So we were looking at this totally expensive rental this morning, out west of Sebastopol. The place was funky but sort of charming, in a dark wood rustic handmade sort of way. Funky and kind of small too. They want how much for this? $2300 a month.
The owner leads us downstairs to the garage, which was pretty much like a garage. Big deal. But he wants to impress us I guess, so he says 'ah, there's another workshop space over here, behind this wall hanging'. He pulls the curtain back and tada! It's a wall. He looks stunned. Uh, there didn't used to be a wall here. Nice new unpainted drywall. Guess the tenants must have put it in. The tenants? Yeah right. I figured this guy is just a little out of it.
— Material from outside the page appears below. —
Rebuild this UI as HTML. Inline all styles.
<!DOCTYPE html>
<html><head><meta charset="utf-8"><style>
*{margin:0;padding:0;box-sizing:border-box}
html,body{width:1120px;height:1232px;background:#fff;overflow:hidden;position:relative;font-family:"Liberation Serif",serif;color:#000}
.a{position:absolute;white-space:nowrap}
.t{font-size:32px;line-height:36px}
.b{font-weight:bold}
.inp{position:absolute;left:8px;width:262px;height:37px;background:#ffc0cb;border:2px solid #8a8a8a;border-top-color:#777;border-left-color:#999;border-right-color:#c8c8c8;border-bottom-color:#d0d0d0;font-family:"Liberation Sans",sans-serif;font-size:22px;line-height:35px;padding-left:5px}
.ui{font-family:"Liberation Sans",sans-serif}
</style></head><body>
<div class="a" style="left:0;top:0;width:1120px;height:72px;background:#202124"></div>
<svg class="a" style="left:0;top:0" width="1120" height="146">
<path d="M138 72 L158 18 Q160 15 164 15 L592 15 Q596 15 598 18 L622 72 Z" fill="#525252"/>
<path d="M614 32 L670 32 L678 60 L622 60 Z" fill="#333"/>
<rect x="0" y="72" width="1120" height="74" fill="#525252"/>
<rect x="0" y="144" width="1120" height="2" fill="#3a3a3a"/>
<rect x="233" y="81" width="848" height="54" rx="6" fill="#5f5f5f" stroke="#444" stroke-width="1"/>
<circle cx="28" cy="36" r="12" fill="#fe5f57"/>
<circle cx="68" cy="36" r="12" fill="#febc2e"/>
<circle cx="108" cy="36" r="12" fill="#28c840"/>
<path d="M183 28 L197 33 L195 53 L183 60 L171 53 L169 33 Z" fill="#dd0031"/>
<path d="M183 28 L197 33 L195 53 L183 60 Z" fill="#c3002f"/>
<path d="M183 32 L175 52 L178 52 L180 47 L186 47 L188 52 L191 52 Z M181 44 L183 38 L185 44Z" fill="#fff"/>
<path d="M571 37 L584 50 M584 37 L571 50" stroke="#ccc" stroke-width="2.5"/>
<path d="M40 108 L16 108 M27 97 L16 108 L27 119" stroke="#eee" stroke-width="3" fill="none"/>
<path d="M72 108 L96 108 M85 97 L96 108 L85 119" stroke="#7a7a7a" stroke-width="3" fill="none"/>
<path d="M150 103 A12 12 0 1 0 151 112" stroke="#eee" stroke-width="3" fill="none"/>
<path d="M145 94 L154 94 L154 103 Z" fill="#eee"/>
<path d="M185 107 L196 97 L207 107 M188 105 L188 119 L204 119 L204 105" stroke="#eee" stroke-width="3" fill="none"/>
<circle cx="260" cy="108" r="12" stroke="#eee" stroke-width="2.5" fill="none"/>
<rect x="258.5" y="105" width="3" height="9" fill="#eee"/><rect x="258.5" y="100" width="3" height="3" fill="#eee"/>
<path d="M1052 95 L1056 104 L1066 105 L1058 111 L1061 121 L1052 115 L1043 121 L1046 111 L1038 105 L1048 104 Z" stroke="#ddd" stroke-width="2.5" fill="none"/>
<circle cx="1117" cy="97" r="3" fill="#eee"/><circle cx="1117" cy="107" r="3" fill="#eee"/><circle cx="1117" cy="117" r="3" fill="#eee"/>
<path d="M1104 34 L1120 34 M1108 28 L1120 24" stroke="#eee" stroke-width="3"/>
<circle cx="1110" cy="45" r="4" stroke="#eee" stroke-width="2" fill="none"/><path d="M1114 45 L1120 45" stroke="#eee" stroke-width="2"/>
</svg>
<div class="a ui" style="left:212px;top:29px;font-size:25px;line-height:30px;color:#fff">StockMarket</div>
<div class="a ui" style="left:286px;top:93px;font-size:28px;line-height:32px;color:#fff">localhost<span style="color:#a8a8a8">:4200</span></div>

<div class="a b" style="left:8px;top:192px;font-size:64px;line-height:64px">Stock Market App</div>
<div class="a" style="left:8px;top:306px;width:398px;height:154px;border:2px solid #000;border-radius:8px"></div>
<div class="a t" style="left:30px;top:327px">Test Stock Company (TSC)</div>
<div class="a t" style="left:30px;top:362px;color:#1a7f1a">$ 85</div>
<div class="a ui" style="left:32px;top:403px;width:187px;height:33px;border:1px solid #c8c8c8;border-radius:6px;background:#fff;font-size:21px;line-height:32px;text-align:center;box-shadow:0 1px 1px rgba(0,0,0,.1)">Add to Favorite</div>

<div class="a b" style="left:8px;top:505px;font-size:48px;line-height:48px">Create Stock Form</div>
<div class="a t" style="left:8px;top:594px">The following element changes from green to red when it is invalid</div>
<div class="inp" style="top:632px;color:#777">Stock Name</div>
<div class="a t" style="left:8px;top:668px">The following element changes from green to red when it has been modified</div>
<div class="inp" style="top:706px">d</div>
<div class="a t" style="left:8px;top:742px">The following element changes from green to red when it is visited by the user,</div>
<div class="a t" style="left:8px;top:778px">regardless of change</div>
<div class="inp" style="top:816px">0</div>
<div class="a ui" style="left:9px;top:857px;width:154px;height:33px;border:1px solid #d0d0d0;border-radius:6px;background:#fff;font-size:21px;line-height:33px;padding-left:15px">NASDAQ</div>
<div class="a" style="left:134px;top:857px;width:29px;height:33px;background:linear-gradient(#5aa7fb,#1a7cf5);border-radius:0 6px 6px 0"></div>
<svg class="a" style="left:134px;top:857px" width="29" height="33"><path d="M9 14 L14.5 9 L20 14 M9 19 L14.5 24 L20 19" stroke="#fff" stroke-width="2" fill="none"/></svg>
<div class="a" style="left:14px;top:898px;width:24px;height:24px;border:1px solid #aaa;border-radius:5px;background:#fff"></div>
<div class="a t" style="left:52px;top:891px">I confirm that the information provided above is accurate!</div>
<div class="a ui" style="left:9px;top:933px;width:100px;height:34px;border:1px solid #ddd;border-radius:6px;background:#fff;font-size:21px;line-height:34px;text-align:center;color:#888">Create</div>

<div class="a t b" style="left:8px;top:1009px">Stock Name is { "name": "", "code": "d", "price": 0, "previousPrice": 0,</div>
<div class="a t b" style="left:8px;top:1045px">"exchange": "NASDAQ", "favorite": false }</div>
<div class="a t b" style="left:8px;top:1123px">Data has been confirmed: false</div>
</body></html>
As we were driving away Krista points out that it totally smelled like skunky weed down there and obviously someone was growing in that walled off space! Jeez, I'm so naive. Not as naive as that landlord though. Well, I guess that's one way to afford exhorbidant rent.
As we were driving home I began to feel angry with myself that I was nice to this guy. I was raised to be nice to people. But I wish I'd yelled at him "what are you thinking? why are you asking so much rent for this funky funky place?!"
And I'm looking at all the shiny new super giant sized gas guzzling SUVs purchased via home equity lines of credit and hyper inflated property values, and I'm just waiting for the bubble to pop. To hell with deflating--I want a loud POP!! and I want it soon.
1 comment:
It would be great to be able to call people on idiocy like that in a polite, digestible way. I bet you can do it. I try, but always just sound like a whiner.
I can't help but imagine property values deflating like an un-pinched party ballon, flying crazily around making a loud obnoxious farting sound.
Hang in there. You'll find something right.